The UK’s Marine Management Organisation (MMO) and the Belize Fisheries Department have begun work to reinstate community Managed Access Committees (MACs) nationwide. The British High Commission Belmopan confirmed the collaboration on 22 December 2025 under the Ocean Country Partnership Programme, stating that the next engagement phase is planned for January–March 2026 in northern and central communities and that participation should include youth and women so local fishers have a formal role in day‑to‑day decisions.
Managed Access is Belize’s rights‑based system, introduced nationally in 2016 to move from open access to territorial user rights. Government objectives include improving fisher livelihoods and protecting the Belize Barrier Reef, with MACs providing a forum for communities and managers to agree area priorities and oversight.
According to the Belize Fisheries Department, Managed Access empowers fishers through active participation in committees that oversee and manage fishing areas. Reinstating MACs therefore revives a core co‑management function by channelling local evidence and providing a standing interface between communities, cooperatives and the Department.
Belize’s Fisheries Resources Act (No. 7 of 2020) underpins the current regime. The Act establishes participatory governance via a national Fisheries Council, which the Government has described as responsible for policy development, reviewing management plans and coordinating across departments. Restoring MACs complements this advisory architecture by formalising local input at area level.
For licence‑holders, core operational rules remain unchanged. The Department’s licensing guidance requires commercial captains to submit catch logs and for vessels to display colour codes matching their authorised fishing area. Combined with area‑based licences, these measures are central to Managed Access and will frame how reinstated MACs assess local issues and outreach.
The Fisheries Department also signals the importance of data collection and analysis as routine management tasks. Reliable catch reports connect community management with enforcement and review, making data quality a practical priority for MAC chairs and cooperatives as meetings restart.

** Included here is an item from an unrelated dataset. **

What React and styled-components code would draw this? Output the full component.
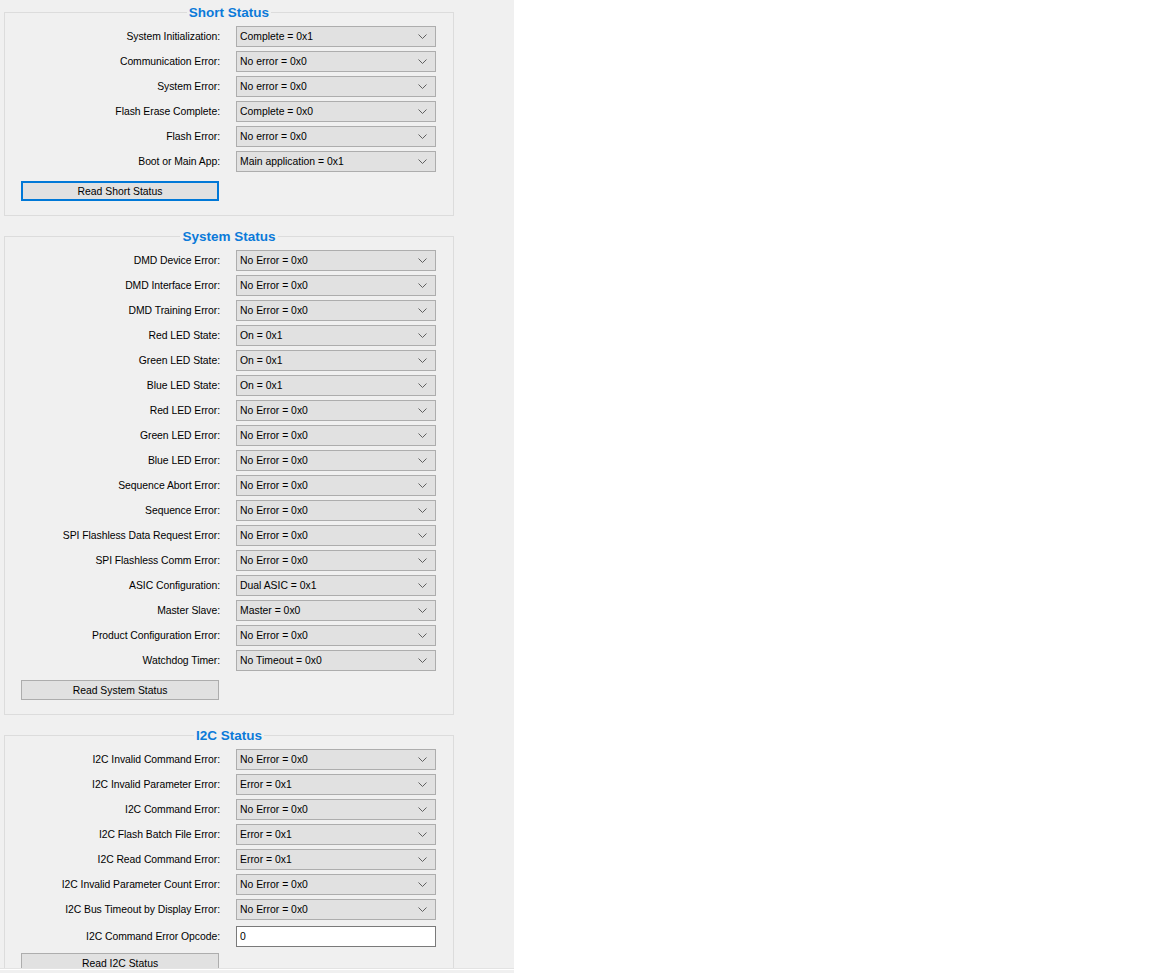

Recent reforms show sustained follow‑through. In November 2020 the Government prohibited gillnets through Statutory Instrument 158 of 2020, a measure presented as the culmination of a two‑year, multi‑stakeholder process to phase out the gear and support transitions.
International compliance has also advanced. In September 2025 the Government announced that NOAA granted a comparability finding for all Belizean fisheries, enabling continued exports to the United States beyond 1 January 2026. Community‑led governance under Managed Access supports delivery against such requirements.
During the upcoming engagement phase, cooperatives and associations can prepare nominations for balanced MAC membership and identify local priorities grounded in landing data. Coordinating with the Department on vessel colour‑coding and consistent logbook submissions will help early sessions focus on practical issues that matter to fishers.
Outlook: officials in both countries have framed MAC reinstatement as governance repair rather than a new scheme. Progress in early 2026 will be judged on whether committees are stood up, meetings are regular, and reporting and compliance improve in the areas they cover.